Amanda Always Starting Fast
As Amanda Nunes made the walk for the absolute biggest fight of her life at UFC 200, the sceptics eagerly awaited her answers to their many, many questions. On that night Nunes would take on the recently crowned champion Miesha Tate in the main event of the evening.
It wasn’t always meant to be the main event either but a Jon Jones drug test failure had elevated it to that spot and in doing so had added another question mark surrounding Nunes’ upcoming performance. Many wondered how the challenger would handle the tremendous occasion, especially against such an experienced fighter.
The main question surrounding Nunes though was how she would respond if, and in the mind of many when, Tate weathered the storm and took the fight into the championship rounds. The doubts were understandable as many correctly pointed to the way Nunes had seemingly faded in her final win before the title opportunity against Valentina Shevchenko.
Cat Zingano defeat
Another example was her dramatic 2014 defeat to Cat Zingano, a fight she had started spectacularly in before it quickly slipped through her fingers. It’s undeniable that there was clear evidence that Nunes would tire severely when her opponent made it out of the first round, and more times than not it would end in her defeat.
Heading into the first 25-minute fight of her career and considering all of the anxiety that had surely come with it, Nunes’ apparent stamina issues were fairly one of the main focuses of the title bout. What was less discussed though was the positive side of Nunes’ trademark early aggression and the way it had led to her quickly brutalising Sara McMann, Shayna Baszler, Julia Budd and others.
On fight night, it was that part of Nunes’ game that became immediately apparent as the Brazilian contender used her impressive hand speed to stun Tate badly early. After all of the questions of how she would handle the occasion, Nunes behaved in the manner she has always been most comfortable and simply followed her instincts.
Rather than worrying or even thinking about her gas tank, Nunes trusted her power and chased the finish, applying tremendous pressure to the rocked champion. There was a confident swagger about Nunes aggression too, a visible belief in the bad intentions she threw with every strike. It was clear very quickly that, against all odds, it was just a matter of time.

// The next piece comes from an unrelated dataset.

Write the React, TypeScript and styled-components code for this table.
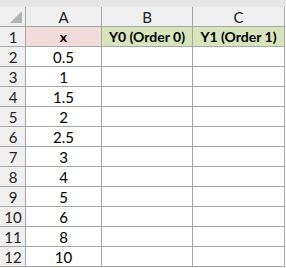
import React from "react";
import styled, { createGlobalStyle } from "styled-components";

const GlobalStyle = createGlobalStyle`
  html, body {
    margin: 0;
    padding: 0;
    background: #ffffff;
    font-family: Lato, "Liberation Sans", sans-serif;
  }
`;

const Sheet = styled.div`
  width: 286px;
  height: 268px;
  overflow: hidden;
  background: #ffffff;
`;

const TopStrip = styled.div`
  height: 7px;
  background: #e6e6e6;
`;

const Grid = styled.div`
  display: grid;
  grid-template-columns: 26px 76px 91px 92px 1fr;
  grid-auto-rows: 20px;
`;

const Cell = styled.div<{ $bg?: string; $bold?: boolean; $head?: boolean }>`
  box-sizing: border-box;
  display: flex;
  align-items: center;
  justify-content: center;
  border-right: 1px solid #a6a6a6;
  border-bottom: 1px solid #a6a6a6;
  background: ${(p) => p.$bg || "#ffffff"};
  font-size: ${(p) => (p.$bold ? "14px" : "15px")};
  font-weight: ${(p) => (p.$bold ? 700 : 400)};
  color: ${(p) => (p.$head ? "#222222" : "#000000")};
  white-space: nowrap;
  overflow: hidden;
`;

const Gap = styled.div`
  background: #ffffff;
`;

const Corner = styled(Cell)`
  background: #f0f0f0;
  align-items: flex-end;
  justify-content: flex-end;
  padding: 0 3px 3px 0;
`;

const RowHead = styled(Cell)`
  background: #f0f0f0;
  padding-left: 1px;
`;

const ColHead = styled(Cell)`
  background: #f0f0f0;
`;

const x = ["0.5", "1", "1.5", "2", "2.5", "3", "4", "5", "6", "8", "10"];

const App: React.FC = () => {
  return (
    <Sheet>
      <GlobalStyle />
      <TopStrip />
      <Grid>
        <Corner $head>
          <svg width="12" height="12" viewBox="0 0 12 12">
            <polygon points="12,0 12,12 0,12" fill="#b4b4b4" />
          </svg>
        </Corner>
        <ColHead $head>A</ColHead>
        <ColHead $head>B</ColHead>
        <ColHead $head>C</ColHead>
        <Gap />

        <RowHead $head>1</RowHead>
        <Cell $bg="#f2dcdb" $bold>x</Cell>
        <Cell $bg="#d8e4bc" $bold>Y0 (Order 0)</Cell>
        <Cell $bg="#d8e4bc" $bold>Y1 (Order 1)</Cell>
        <Gap />

        {x.map((v, i) => (
          <React.Fragment key={v}>
            <RowHead $head>{i + 2}</RowHead>
            <Cell>{v}</Cell>
            <Cell />
            <Cell />
            <Gap />
          </React.Fragment>
        ))}
      </Grid>
    </Sheet>
  );
};

export default App;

Nunes UFC Women’s Bantamweight champion
In the end, the marauding pressure was too much for the usually durable Tate and she succumbed to a rear-naked choke in the very first round. In a fashion befitting of her career up to that point, Amanda Nunes had become the UFC Women’s Bantamweight champion, vanquishing a proven pioneer all in just over three minutes. Though the win had been as dominant as possible, the pre-fight questions still do remain about Nunes stamina.

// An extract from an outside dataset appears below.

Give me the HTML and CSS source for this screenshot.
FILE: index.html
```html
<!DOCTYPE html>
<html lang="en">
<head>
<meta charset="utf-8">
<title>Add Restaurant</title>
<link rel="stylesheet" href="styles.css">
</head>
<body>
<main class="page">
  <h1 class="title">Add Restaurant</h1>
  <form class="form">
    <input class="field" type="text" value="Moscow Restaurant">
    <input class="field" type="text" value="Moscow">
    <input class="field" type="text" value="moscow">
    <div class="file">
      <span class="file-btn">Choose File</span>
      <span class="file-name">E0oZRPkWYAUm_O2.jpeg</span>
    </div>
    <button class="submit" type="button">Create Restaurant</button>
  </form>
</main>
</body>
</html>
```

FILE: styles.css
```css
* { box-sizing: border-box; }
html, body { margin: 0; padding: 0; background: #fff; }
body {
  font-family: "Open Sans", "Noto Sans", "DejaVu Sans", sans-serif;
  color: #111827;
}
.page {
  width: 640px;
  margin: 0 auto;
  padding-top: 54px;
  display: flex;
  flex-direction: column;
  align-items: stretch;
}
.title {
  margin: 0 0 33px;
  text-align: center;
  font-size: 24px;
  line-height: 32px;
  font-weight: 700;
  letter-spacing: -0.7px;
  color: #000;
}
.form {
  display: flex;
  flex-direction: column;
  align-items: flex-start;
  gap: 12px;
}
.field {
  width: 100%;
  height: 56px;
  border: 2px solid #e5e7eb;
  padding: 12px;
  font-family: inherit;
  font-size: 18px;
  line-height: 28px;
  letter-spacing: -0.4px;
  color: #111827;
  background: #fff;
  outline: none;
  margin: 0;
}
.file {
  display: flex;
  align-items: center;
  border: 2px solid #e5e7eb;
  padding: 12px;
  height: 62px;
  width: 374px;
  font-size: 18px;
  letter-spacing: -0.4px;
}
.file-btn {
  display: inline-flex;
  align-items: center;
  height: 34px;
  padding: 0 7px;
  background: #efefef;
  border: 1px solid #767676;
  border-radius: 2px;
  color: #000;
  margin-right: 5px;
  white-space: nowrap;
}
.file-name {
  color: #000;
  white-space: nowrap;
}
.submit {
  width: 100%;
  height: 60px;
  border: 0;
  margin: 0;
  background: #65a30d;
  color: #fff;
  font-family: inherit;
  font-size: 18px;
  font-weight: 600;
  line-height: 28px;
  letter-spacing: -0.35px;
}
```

However, as she heads into her first title defence against returning superstar Ronda Rousey, it’s important that we remember the violent aspect of the trademark Nunes fast start. In fairness, Rousey has also made a career out of finishing fights early which makes her the perfect dance partner for the new champion.
Amanda Nunes isn’t a perfect fighter but what she does well she does with violent effectiveness and that is and will continue to be enough to finish most fighters on earth. Though definitely flawed, it’s Nunes feared ferocity that has got her to this point, the question now is whether or not it will be enough to keep her the belt.